V

Esa noche, el virginiano, que dormía debajo de Victor Morse, tuvo una alarmante hemorragia nasal y por la mañana estaba tan débil que tuvo que ser llevado al hospital. El médico dijo que debían afrontar los hechos: una epidemia de gripe de un tipo particularmente sangriento y maligno se había declarado a bordo. Todo el mundo estaba un poco asustado. Algunos oficiales se habían encerrado en el salón de fumadores y bebían whisky y refrescos y jugaban al póquer todo el día, como si pudieran impedir así el contagio.

El teniente Bird murió esa misma tarde y fue enterrado al día siguiente, a la salida del sol, envuelto en una lona impermeabilizada, con un proyectil de más de ocho kilos en los pies. La mañana despuntó despejada y brillante y muy fría. El mar se enroscaba formando azules paredes de agua y el barco era arrastrado por un viento tan cortante como el hielo. Todos los chicos, salvo aquellos que estaban enfermos, asistieron: era el primer entierro en alta mar que habían presenciado y no podían evitar encontrarlo interesante. El capellán leyó las exequias mientras los demás estaban de pie con las cabezas descubiertas. La banda de Kansas tocaba una marcha solemne y el cuarteto sueco cantaba un himno. Muchos hombres apartaron la mirada mientras el saco marrón bajaba hacia las frías y agitadas crestas de color añil que parecían desprovistas de simpatía alguna hacia el ser humano. En un momento todo hubo acabado y continuaron su travesía sin él.

Las relucientes paredes de agua continuaban enroscándose en añiles y púrpuras, más brillantes que en los días de clima templado. La cegadora luz del sol no suavizaba el frío que cortaba la cara y hacía que dolieran los pulmones. Los hombres de tierra empezaron a tener esa deprimente sensación de estar donde nunca deberían haber estado. Los chicos permanecían tumbados, amontonados en la cubierta, tratando de mantenerse calientes abrazados los unos a los otros. Todo el mundo estaba mareado. Fanning se fue a la cama con la ropa puesta, tan enfermo que no pudo quitarse ni las botas. Claude estaba tumbado en la atestada popa, demasiado débil y con demasiado frío como para moverse. El sol caía sobre ellos como una llama sin que supusiera ningún consuelo. Las fuertes y rizadas olas con crestas de espuma hacían que la luz se deshiciera en millones de espejos y su brillo era casi más de lo que el ojo podía soportar. El agua parecía más densa que antes, pesada como el vidrio fundido, y la espuma de las puntas de cada cresta azul parecía tan afilada como el cristal. Si un hombre cayera sobre ellas, acabaría cortado en pedazos.

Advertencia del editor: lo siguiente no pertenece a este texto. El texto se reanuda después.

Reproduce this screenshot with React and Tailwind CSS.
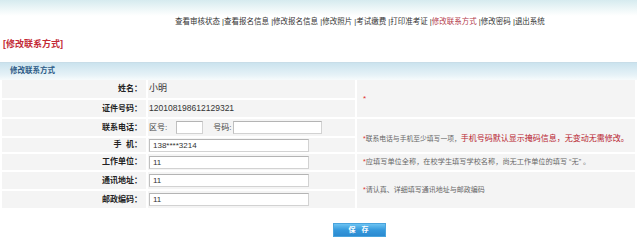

Todo el océano parecía de repente haber cobrado vida; las olas poseían una energía maligna, elegante, musculosa, estaban animadas por una especie de crueldad burlona. Solo unas pocas horas antes, un amable joven había sido arrojado a estas aguas congeladas y olvidado. Sí, ya olvidado, cada uno tenía sus propias desgracias en las que pensar.

A última hora de la tarde, el viento cesó y hubo una siniestra puesta de sol. A través del rojo oeste, una pequeña y rasgada nube negra avanzaba deprisa, y después otra, y otra. Aparecieron desde el mar figuras salvajes con forma de bruja que viajaban rápidamente y se encontraban en el oeste como convocadas por un diabólico cónclave. Se quedaban allí frente al resplandor crepuscular, formas negras y definidas, reuniéndose para tramar algo. Los pocos hombres que quedaban en la cubierta sintieron que nada bueno podía salir de un cielo como ese. Desearon estar en casa, en Francia, en cualquier otro sitio menos allí.